>>>

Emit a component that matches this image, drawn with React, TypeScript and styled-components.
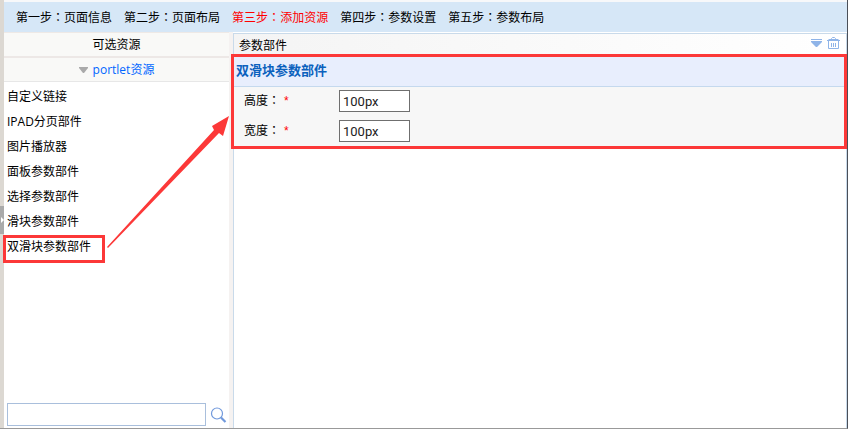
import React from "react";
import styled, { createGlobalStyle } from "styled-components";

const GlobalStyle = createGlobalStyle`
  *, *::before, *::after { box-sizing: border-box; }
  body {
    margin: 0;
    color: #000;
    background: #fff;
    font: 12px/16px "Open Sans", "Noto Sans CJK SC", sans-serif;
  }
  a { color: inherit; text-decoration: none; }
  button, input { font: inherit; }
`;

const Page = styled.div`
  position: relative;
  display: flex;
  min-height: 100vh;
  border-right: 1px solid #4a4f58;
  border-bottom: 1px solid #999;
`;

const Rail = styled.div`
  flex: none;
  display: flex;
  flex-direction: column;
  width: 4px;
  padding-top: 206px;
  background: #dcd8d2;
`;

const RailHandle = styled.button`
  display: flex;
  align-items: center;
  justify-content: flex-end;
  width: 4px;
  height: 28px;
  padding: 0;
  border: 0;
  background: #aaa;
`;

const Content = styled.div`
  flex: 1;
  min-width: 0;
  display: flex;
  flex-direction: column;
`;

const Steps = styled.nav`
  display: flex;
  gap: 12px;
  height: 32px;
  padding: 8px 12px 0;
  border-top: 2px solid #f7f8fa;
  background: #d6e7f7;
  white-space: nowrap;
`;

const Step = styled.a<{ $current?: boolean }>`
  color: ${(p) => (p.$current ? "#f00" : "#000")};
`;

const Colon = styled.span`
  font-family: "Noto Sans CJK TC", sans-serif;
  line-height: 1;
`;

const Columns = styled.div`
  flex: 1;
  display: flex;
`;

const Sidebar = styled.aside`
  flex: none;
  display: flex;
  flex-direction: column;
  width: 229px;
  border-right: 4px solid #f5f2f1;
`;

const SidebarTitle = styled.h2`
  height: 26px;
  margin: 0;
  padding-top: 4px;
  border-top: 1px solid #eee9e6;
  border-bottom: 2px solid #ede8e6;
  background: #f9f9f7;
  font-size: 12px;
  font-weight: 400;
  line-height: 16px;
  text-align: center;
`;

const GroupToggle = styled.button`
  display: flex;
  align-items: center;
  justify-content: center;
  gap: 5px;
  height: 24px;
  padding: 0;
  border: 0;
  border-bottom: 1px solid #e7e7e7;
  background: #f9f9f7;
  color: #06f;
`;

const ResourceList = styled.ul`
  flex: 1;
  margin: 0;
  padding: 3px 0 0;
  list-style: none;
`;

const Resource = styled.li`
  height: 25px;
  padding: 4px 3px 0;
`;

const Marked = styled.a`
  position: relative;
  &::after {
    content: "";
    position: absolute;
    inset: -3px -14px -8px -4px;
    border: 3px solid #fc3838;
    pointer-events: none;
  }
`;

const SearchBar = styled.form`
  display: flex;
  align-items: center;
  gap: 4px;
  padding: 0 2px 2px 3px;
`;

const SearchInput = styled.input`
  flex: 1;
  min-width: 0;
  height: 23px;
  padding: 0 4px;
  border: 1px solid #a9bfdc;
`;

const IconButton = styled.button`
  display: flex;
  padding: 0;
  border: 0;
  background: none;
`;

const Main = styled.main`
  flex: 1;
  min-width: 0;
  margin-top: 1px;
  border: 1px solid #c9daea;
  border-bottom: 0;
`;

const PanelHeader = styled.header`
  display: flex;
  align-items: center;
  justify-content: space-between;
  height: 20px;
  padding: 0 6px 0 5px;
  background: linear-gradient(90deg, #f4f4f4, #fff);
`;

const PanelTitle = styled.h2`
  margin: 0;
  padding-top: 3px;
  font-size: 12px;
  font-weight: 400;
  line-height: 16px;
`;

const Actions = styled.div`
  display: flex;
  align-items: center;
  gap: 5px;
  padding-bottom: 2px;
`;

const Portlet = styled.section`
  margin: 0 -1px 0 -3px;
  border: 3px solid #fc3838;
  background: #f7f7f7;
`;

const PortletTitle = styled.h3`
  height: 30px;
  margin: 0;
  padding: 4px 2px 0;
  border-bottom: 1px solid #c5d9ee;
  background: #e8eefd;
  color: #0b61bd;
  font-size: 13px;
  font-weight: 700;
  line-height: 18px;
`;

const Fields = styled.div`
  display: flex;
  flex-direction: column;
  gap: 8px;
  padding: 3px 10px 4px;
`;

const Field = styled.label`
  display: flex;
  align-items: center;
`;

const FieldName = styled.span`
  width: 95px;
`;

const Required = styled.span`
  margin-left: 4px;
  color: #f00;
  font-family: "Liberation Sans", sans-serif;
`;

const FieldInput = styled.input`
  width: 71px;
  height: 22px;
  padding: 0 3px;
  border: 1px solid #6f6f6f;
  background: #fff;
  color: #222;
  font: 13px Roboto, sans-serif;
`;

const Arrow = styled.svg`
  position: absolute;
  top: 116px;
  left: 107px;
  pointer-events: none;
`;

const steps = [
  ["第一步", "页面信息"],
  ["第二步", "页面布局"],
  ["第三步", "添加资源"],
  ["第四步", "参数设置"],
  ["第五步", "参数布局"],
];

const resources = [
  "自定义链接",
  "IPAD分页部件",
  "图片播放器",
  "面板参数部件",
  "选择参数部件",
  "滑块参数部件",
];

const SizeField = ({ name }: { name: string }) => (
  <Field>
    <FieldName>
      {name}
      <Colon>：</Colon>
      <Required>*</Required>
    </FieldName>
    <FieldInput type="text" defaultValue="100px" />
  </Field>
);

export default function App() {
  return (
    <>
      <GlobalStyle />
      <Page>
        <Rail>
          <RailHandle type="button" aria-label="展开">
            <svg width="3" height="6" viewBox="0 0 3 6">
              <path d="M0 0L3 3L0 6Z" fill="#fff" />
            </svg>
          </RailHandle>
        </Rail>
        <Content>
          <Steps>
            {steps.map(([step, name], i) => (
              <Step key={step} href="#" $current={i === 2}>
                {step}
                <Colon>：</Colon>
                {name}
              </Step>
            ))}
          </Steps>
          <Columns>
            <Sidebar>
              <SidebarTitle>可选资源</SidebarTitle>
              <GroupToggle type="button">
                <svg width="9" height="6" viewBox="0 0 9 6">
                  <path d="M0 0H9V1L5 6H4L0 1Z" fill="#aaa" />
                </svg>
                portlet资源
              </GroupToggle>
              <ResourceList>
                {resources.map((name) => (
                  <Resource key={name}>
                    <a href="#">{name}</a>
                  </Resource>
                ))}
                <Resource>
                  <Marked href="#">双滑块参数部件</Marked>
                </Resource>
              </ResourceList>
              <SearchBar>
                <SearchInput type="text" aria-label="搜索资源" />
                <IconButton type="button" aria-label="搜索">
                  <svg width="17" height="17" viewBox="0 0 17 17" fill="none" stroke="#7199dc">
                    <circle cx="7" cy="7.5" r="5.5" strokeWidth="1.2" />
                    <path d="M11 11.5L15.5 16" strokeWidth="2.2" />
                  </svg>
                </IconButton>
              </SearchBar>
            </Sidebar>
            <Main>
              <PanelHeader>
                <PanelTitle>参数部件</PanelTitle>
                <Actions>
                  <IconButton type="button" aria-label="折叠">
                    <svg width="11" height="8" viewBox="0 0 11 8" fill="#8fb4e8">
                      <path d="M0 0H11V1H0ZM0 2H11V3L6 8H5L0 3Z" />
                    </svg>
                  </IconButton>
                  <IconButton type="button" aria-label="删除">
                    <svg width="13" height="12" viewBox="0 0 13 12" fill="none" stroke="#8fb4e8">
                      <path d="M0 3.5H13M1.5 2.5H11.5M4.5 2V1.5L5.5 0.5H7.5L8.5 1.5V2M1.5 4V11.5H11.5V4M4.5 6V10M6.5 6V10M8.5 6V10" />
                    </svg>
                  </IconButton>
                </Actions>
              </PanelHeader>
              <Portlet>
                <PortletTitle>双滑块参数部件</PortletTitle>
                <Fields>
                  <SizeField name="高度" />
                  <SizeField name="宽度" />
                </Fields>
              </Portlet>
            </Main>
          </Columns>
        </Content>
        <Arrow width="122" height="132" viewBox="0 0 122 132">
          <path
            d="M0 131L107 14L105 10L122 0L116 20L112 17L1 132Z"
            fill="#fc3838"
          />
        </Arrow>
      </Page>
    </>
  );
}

<<<

- [Exercise details]
Keep only the lines that hold the string "React", and copy them out.

- [Task result]
Emit a component that matches this image, drawn with React, TypeScript and styled-components.
import React from "react";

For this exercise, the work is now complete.